Task description:
Return the lines below that carry the word "this".
---------- Record list ----------
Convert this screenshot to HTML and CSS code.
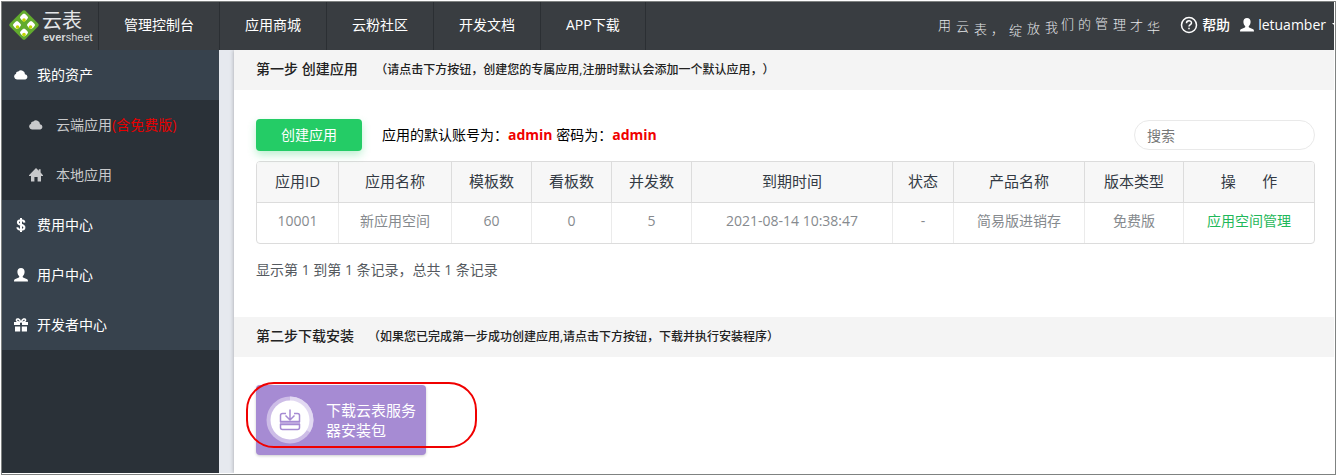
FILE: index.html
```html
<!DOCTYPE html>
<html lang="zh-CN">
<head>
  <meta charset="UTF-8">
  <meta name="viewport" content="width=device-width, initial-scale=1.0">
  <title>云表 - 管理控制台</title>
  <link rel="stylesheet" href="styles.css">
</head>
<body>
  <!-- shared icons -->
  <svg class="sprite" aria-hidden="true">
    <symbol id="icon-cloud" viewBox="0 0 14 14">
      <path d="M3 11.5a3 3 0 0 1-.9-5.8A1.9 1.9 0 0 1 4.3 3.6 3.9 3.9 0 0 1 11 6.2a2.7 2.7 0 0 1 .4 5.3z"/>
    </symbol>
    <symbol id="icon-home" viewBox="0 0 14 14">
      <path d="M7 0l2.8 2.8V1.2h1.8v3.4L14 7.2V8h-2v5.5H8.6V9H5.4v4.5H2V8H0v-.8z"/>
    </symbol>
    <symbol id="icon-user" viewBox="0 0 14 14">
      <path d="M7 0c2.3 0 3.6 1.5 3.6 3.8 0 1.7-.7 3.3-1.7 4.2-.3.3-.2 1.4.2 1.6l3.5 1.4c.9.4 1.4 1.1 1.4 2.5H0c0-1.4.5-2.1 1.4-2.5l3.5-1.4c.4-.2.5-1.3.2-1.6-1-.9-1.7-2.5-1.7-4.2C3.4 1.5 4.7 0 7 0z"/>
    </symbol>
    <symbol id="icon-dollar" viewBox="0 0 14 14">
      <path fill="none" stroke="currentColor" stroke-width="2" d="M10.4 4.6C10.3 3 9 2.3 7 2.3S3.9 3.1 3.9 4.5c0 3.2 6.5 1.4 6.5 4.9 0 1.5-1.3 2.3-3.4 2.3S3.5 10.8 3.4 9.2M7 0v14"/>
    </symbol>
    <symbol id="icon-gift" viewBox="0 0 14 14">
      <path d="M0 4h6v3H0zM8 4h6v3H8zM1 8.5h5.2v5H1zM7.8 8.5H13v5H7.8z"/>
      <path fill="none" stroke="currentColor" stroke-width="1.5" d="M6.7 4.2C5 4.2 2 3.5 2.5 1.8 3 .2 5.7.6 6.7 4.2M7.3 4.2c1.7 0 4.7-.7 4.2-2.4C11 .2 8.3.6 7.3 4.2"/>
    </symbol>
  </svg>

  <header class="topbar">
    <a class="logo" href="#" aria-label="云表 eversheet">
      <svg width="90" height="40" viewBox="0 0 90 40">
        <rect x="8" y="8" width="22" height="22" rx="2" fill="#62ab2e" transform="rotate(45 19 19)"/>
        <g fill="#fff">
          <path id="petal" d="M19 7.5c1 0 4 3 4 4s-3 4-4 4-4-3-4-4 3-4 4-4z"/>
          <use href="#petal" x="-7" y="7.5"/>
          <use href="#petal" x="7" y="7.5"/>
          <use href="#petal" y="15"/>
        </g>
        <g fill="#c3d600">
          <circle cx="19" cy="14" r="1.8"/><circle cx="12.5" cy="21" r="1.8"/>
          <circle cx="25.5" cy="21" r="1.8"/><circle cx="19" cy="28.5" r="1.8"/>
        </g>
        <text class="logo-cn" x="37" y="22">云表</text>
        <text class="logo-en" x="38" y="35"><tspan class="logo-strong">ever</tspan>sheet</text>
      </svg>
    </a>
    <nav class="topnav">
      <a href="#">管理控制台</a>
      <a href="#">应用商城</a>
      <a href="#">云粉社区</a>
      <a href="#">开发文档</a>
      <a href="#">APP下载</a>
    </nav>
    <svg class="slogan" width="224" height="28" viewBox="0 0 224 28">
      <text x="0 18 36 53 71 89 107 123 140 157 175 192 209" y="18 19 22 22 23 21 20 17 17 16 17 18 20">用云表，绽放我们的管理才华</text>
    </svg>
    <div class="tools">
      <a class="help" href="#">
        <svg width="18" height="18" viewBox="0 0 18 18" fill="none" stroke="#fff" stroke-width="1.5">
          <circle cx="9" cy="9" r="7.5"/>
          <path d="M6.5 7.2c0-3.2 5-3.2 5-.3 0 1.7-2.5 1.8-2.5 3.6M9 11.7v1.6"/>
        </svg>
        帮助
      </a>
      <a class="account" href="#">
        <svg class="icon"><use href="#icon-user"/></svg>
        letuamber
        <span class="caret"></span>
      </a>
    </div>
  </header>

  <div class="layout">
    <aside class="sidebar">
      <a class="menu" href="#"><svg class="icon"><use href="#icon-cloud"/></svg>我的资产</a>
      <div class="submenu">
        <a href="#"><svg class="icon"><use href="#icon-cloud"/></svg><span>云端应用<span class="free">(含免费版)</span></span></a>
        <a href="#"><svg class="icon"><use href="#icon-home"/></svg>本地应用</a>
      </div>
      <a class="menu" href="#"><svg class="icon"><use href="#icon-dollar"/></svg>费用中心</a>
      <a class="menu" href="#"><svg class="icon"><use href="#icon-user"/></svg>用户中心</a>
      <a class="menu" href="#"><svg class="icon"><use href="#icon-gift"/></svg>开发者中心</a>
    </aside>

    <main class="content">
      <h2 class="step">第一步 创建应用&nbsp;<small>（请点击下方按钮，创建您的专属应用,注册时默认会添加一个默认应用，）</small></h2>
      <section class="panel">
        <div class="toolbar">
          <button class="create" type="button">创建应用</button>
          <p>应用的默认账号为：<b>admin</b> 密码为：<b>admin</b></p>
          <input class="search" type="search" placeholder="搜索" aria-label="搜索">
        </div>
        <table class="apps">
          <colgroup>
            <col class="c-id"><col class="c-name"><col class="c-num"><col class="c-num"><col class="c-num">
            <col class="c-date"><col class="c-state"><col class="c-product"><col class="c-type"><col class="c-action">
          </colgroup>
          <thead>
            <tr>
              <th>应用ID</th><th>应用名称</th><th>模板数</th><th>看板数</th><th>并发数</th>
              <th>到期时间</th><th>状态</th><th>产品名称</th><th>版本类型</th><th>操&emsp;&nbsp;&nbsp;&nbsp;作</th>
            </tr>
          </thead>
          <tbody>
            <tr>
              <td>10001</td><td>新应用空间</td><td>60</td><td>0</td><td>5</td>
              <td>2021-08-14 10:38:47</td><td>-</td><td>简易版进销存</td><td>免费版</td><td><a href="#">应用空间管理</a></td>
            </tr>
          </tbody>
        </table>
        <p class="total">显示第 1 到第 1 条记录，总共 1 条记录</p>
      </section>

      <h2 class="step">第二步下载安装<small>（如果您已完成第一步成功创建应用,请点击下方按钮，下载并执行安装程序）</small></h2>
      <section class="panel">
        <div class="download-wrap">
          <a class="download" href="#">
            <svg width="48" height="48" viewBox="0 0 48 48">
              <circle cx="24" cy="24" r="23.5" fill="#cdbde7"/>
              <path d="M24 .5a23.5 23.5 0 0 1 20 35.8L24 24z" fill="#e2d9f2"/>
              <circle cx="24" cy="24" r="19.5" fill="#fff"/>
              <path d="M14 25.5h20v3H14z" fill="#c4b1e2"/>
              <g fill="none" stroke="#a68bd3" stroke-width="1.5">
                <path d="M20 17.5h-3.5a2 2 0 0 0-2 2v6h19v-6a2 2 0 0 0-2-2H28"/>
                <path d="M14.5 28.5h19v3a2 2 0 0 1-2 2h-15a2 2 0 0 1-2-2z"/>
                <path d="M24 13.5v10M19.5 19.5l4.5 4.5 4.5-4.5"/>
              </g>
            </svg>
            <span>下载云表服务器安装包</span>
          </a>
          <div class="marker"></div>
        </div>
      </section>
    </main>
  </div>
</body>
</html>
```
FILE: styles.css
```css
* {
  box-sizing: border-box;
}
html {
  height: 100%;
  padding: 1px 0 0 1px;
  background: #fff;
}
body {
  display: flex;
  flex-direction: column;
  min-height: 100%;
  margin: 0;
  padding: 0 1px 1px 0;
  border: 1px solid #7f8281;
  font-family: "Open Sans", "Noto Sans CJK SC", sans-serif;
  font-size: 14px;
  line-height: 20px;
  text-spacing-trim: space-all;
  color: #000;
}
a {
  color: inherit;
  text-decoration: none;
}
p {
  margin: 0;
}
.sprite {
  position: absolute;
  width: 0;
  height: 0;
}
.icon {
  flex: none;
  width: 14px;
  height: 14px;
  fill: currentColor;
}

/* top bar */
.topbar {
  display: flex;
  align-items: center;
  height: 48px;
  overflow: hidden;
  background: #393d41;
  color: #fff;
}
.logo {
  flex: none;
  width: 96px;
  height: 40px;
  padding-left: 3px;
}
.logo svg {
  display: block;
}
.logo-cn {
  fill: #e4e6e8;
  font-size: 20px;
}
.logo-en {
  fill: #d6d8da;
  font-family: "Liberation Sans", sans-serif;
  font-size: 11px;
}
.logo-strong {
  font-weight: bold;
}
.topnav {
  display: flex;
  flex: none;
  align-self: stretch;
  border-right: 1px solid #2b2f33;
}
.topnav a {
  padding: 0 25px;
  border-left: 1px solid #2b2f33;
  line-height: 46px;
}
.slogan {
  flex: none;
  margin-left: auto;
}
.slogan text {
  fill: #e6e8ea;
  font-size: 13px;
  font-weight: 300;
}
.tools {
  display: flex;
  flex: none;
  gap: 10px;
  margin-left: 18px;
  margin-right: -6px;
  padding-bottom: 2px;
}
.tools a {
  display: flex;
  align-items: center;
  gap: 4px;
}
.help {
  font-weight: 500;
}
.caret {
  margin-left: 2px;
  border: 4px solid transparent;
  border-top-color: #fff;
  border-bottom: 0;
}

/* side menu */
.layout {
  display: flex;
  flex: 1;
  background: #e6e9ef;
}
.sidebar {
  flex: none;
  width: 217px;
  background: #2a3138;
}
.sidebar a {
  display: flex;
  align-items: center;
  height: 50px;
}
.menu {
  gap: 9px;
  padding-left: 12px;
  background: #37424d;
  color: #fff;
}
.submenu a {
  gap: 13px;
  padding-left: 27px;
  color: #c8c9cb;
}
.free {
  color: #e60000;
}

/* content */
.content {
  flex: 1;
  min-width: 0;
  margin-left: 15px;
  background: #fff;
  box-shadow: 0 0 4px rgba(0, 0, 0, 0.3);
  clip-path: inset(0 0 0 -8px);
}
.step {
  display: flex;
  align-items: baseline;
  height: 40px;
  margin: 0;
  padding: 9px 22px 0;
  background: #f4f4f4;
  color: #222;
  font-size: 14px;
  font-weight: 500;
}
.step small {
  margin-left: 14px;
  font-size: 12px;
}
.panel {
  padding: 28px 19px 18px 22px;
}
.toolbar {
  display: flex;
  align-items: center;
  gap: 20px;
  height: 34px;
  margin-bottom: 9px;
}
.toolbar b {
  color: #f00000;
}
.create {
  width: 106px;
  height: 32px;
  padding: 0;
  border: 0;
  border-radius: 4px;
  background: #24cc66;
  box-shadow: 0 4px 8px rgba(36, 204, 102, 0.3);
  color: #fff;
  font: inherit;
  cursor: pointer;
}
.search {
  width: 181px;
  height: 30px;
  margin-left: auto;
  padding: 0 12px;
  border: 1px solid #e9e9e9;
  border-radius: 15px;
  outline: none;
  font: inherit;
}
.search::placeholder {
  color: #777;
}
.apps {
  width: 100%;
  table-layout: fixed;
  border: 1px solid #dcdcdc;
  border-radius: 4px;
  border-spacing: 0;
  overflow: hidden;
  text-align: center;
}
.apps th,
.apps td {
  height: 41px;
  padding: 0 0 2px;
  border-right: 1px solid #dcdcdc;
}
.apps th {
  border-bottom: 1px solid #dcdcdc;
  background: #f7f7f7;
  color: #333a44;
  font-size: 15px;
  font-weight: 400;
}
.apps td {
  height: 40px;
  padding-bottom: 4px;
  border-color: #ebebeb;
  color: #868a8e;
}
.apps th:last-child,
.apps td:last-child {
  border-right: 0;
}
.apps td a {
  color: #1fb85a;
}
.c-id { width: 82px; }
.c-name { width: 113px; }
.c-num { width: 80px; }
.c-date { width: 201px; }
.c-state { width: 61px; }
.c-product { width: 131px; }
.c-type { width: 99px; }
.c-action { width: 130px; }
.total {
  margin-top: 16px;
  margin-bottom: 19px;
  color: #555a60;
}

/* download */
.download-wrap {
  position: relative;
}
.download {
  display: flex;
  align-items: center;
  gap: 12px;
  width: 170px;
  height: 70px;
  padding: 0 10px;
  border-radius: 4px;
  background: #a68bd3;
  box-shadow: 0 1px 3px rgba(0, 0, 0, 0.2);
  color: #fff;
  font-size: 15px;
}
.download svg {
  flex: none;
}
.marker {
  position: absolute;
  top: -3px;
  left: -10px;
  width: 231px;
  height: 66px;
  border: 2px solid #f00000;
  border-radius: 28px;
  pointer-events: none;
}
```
----------
---------- Record list ----------
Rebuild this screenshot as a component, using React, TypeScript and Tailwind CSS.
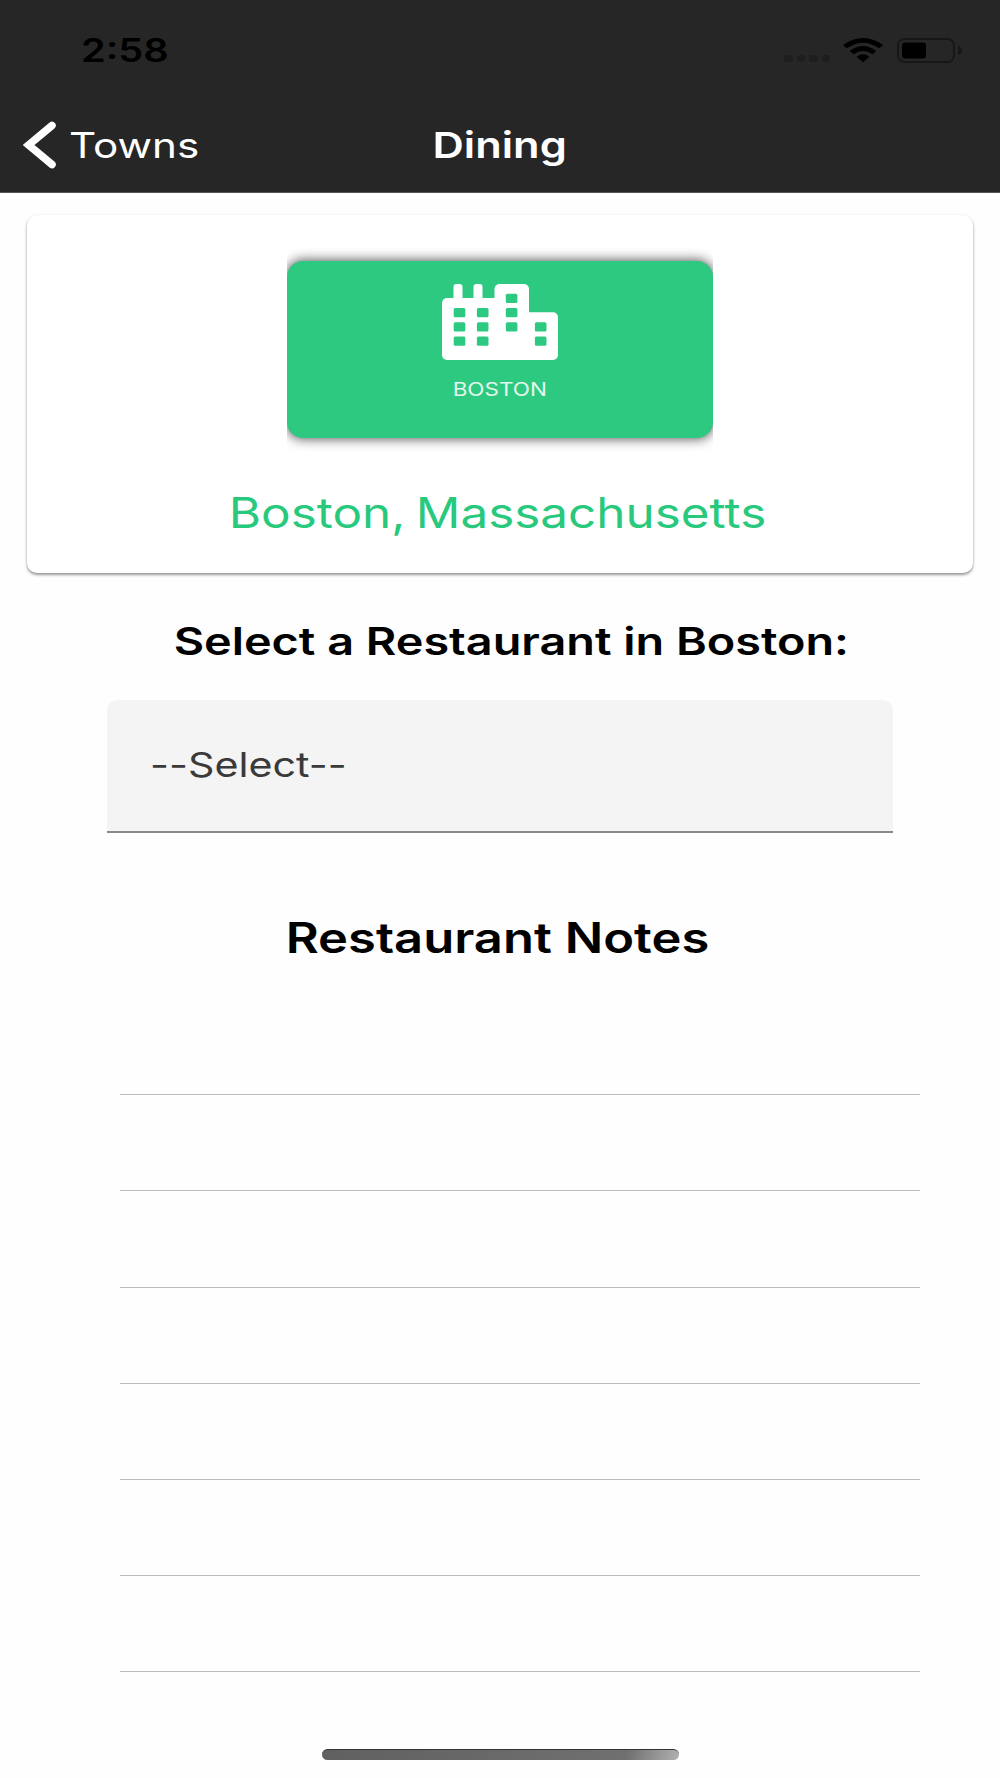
----------
Answer to the problem:
Convert this screenshot to HTML and CSS code.
Rebuild this screenshot as a component, using React, TypeScript and Tailwind CSS.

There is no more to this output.